In the AD&D campaign I played in back in my youth, my magic-user gained a wand of fire (about 90 charges), a staff of power and bracers of armour class 2. Was he a lot more effective and dangerous than most members of the party? Absolutely.

Meanwhile, I've played a 1st-level magic-user with nothing except a lone shocking grasp spell. Talk about an underpowered character!

Edition makes a huge difference to the capabilities of the magic-user. In 3E, the magic-user can craft wands of fire pretty much at will, has more spells, and has access to multiple scrolls that contain any utility spell he needs during the course of the adventure. (To a large extent, high-level 3e is the high point of the magic-user's effectiveness).

AD&D play is also distorted by the use of henchmen. I don't believe that high-level magic-users are that great on their own, but they're so much more interesting to play than your general fighter. When you have a player going into a dungeon playing a magic-user and three fighter henchmen (which is often how RJK or EGG would play), you unsquishify your fighter and make other PCs less needed.

Cheers!
 



I've never seen wizard happy to live with an unmodified d4 HD. In 3.x, we generally expected wizards to derive at least as HP from CON (especially at higher levels) and other HP gains than from raw HD.
 

Wizards die easy. Even at high levels, they have weak saves and no armor. They're fun to play, but I never understood all the outcry about the "god wizard", which AFAIK exists only on message boards and in a few select games. The spells (including defensive ones) are just enough to make them fun to play.
 

Wizards die easy. Even at high levels, they have weak saves and no armor. They're fun to play, but I never understood all the outcry about the "god wizard", which AFAIK exists only on message boards and in a few select games. The spells (including defensive ones) are just enough to make them fun to play.

I've found it depends entirely upon system mastery, and how much planning the player is willing to do.
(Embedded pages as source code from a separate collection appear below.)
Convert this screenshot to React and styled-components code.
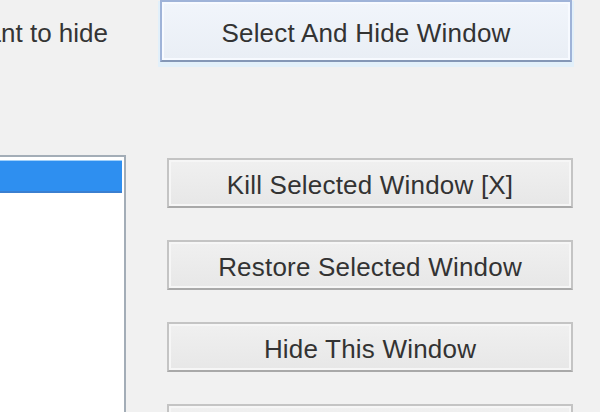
import React from "react";
import styled, { createGlobalStyle } from "styled-components";

const Global = createGlobalStyle`
  html, body {
    margin: 0;
    padding: 0;
    background: #f1f1f1;
  }
  body {
    font-family: "Liberation Sans", Arial, sans-serif;
    overflow: hidden;
  }
`;

const Page = styled.div`
  width: 600px;
  height: 412px;
  overflow: hidden;
  display: flex;
  flex-direction: column;
  background: #f1f1f1;
`;

const TopRow = styled.div`
  height: 62px;
  display: flex;
  align-items: center;
  gap: 52px;
`;

/* label is cut at the left edge, only the end shows */
const Label = styled.div`
  width: 108px;
  overflow: hidden;
  display: flex;
  justify-content: flex-end;
  white-space: nowrap;
  font-size: 26px;
  color: #353535;
  padding-top: 4px;
`;

const Button = styled.div`
  box-sizing: border-box;
  width: ${(p) => p.$width}px;
  height: ${(p) => p.$height || 50}px;
  flex-shrink: 0;
  display: flex;
  align-items: center;
  justify-content: center;
  padding-top: 5px;
  font-size: 26px;
  letter-spacing: 0.2px;
  color: #333333;
  white-space: nowrap;
  border: 2px solid ${(p) => (p.$focus ? "#9fb3d8" : "#c4c4c4")};
  border-bottom-color: ${(p) => (p.$focus ? "#8497b6" : "#a9a9a9")};
  background: ${(p) =>
    p.$focus
      ? "linear-gradient(#f1f5fb, #e9eef5)"
      : "linear-gradient(#f0f0f0, #e7e7e7)"};
  box-shadow: ${(p) =>
    p.$focus
      ? "inset 0 0 0 2px #f7faff, 0 3px 0 2px #e2f0fa"
      : "inset 0 0 0 2px #f6f6f6"};
`;

const Bottom = styled.div`
  display: flex;
  margin-top: 93px;
  flex: 1;
  min-height: 0;
`;

const ListBox = styled.div`
  box-sizing: border-box;
  margin-left: -20px;
  width: 146px;
  height: 300px;
  background: #ffffff;
  border: 2px solid #a3adb7;
  border-left: none;
  padding-top: 3px;
  flex-shrink: 0;
`;

const ListRow = styled.div`
  height: 30px;
  margin-right: 2px;
  background: ${(p) => (p.$selected ? "#2e8ff0" : "transparent")};
  border-top: 1px solid ${(p) => (p.$selected ? "#9fd0fb" : "transparent")};
  border-bottom: 2px solid ${(p) => (p.$selected ? "#3a7fd0" : "transparent")};
`;

const ButtonColumn = styled.div`
  display: flex;
  flex-direction: column;
  gap: 32px;
  padding-top: 3px;
  margin-left: 41px;
`;

export default function App() {
  return (
    <Page>
      <Global />
      <TopRow>
        <Label>Select the window you want to hide</Label>
        <Button $width={412} $height={62} $focus>
          Select And Hide Window
        </Button>
      </TopRow>
      <Bottom>
        <ListBox>
          <ListRow $selected />
        </ListBox>
        <ButtonColumn>
          <Button $width={406}>Kill Selected Window [X]</Button>
          <Button $width={406}>Restore Selected Window</Button>
          <Button $width={406}>Hide This Window</Button>
          <Button $width={406} />
        </ButtonColumn>
      </Bottom>
    </Page>
  );
}
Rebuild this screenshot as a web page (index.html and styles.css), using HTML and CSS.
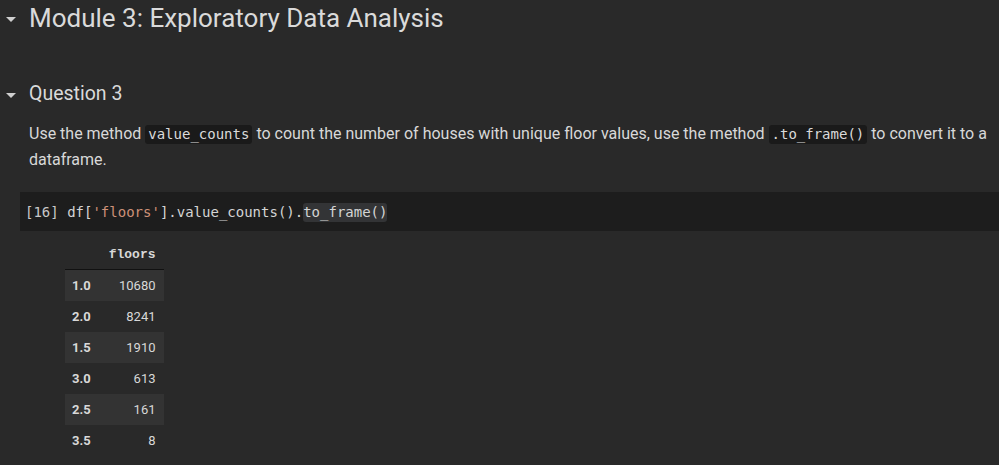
FILE: index.html
```html
<!DOCTYPE html>
<html>
<head>
<meta charset="utf-8">
<link rel="stylesheet" href="styles.css">
</head>
<body>
<div class="nb">
  <div class="head h1">
    <span class="caret"></span>
    <span class="title">Module 3: Exploratory Data Analysis</span>
  </div>
  <div class="head h2">
    <span class="caret"></span>
    <span class="title">Question 3</span>
  </div>
  <p class="text">Use the method <code class="ic">value_counts</code> to count the number of houses with unique floor values, use the method <code class="ic">.to_frame()</code> to convert it to a dataframe.</p>
  <div class="cell">
    <span class="line"><span class="count">[16]</span> df[<span class="str">'floors'</span>].value_counts().<span class="hl">to_frame()</span></span>
  </div>
  <div class="out">
    <table class="df">
      <thead><tr><th></th><th class="colh">floors</th></tr></thead>
      <tbody>
        <tr class="odd"><th>1.0</th><td>10680</td></tr>
        <tr><th>2.0</th><td>8241</td></tr>
        <tr class="odd"><th>1.5</th><td>1910</td></tr>
        <tr><th>3.0</th><td>613</td></tr>
        <tr class="odd"><th>2.5</th><td>161</td></tr>
        <tr><th>3.5</th><td>8</td></tr>
      </tbody>
    </table>
  </div>
</div>
</body>
</html>
```
FILE: styles.css
```css
html, body {
  margin: 0;
  padding: 0;
  background: #292929;
}
body {
  width: 999px;
  height: 465px;
  overflow: hidden;
  font-family: Roboto, "Liberation Sans", sans-serif;
  color: #d8d8d8;
}
.nb {
  display: flex;
  flex-direction: column;
}
.head {
  display: flex;
  align-items: center;
}
.caret {
  width: 0;
  height: 0;
  border-left: 5px solid transparent;
  border-right: 5px solid transparent;
  border-top: 5px solid #cfcfcf;
  margin-left: 6px;
  margin-right: 13px;
}
.h1 {
  height: 36px;
}
.h1 .title {
  font-size: 26px;
  line-height: 36px;
  color: #dadada;
}
.h1 .caret { margin-top: 2px; }
.h2 {
  margin-top: 44px;
  height: 28px;
}
.h2 .title {
  font-size: 19.5px;
  line-height: 28px;
  color: #dadada;
}
.h2 .caret { margin-top: 2px; }
.text {
  margin: 13px 0 0 29px;
  width: 962px;
  font-size: 16px;
  line-height: 25px;
  color: #d8d8d8;
}
.ic {
  font-family: "DejaVu Sans Mono", monospace;
  font-size: 14px;
  background: #1a1a1a;
  padding: 1px 3px 2px;
  border-radius: 3px;
  color: #dadada;
}
.cell {
  margin: 20px 0 0 20px;
  height: 39px;
  background: #1d1d1d;
  display: flex;
  align-items: center;
  padding-left: 5px;
  font-family: "DejaVu Sans Mono", monospace;
  font-size: 14px;
  color: #d4d4d4;
}
.line {
  white-space: pre;
  line-height: 20px;
}
.count { color: #c8c8c8; }
.str { color: #ce9178; }
.hl {
  background: #333436;
  border-radius: 3px;
  padding: 1px 0 2px;
}
.out {
  padding-left: 65px;
  margin-top: 8px;
}
.df {
  border-collapse: collapse;
  font-size: 13px;
  color: #d8d8d8;
}
.df thead th {
  height: 30px;
  border-bottom: 1px solid #111;
  padding: 0 8px;
  vertical-align: middle;
}
.colh {
  font-family: "Liberation Mono", "Courier New", monospace;
  font-weight: bold;
  text-align: right;
}
.df tbody th {
  font-weight: bold;
  text-align: left;
  padding: 0 10px 0 7px;
  height: 31px;
}
.df tbody td {
  text-align: right;
  padding: 0 8px 0 10px;
  height: 31px;
}
.df tr.odd { background: #333333; }
```
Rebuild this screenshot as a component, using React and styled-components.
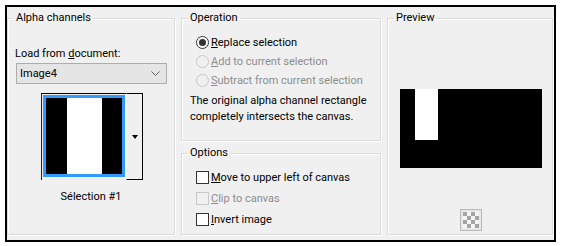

A player who knows the system and has no problem setting up a spell schedule for himself is nigh unstoppable at high levels (in 3e), low saves, low hit points, low AC be damned.
 

In my campaigns wizards have the second highest mortality rate - trailing the fighter, but not by much. (On more than one occasion they have died either in the same round or consecutive rounds.) Deadly, but fragile, earning their nickname 'glass cannon'. :)

Clerics are the last to drop, with rogues next in the 'not me gods, him!' portion of the not dying list.

The Auld Grump, mind, fighters and wizards are also the top two damage dealers in my games.
 

On the old threads talking about game design, wizards, literature, nerfing wizards, etc..., I've posted a few times that while I know that wizards and other spellcasters tend to have a lot of potential options, in actual game play that doesn't tend to make them all powerful.

But that's just my experience.

Golems, devils, demons, and all sorts of other beasties have too many resistances and SR. In older editions, MR was worse.

But again, this is just my experience.

In your experience, are wizards the masters of the universe or just squishy dudes that until they hit 15th level must hide for life itself?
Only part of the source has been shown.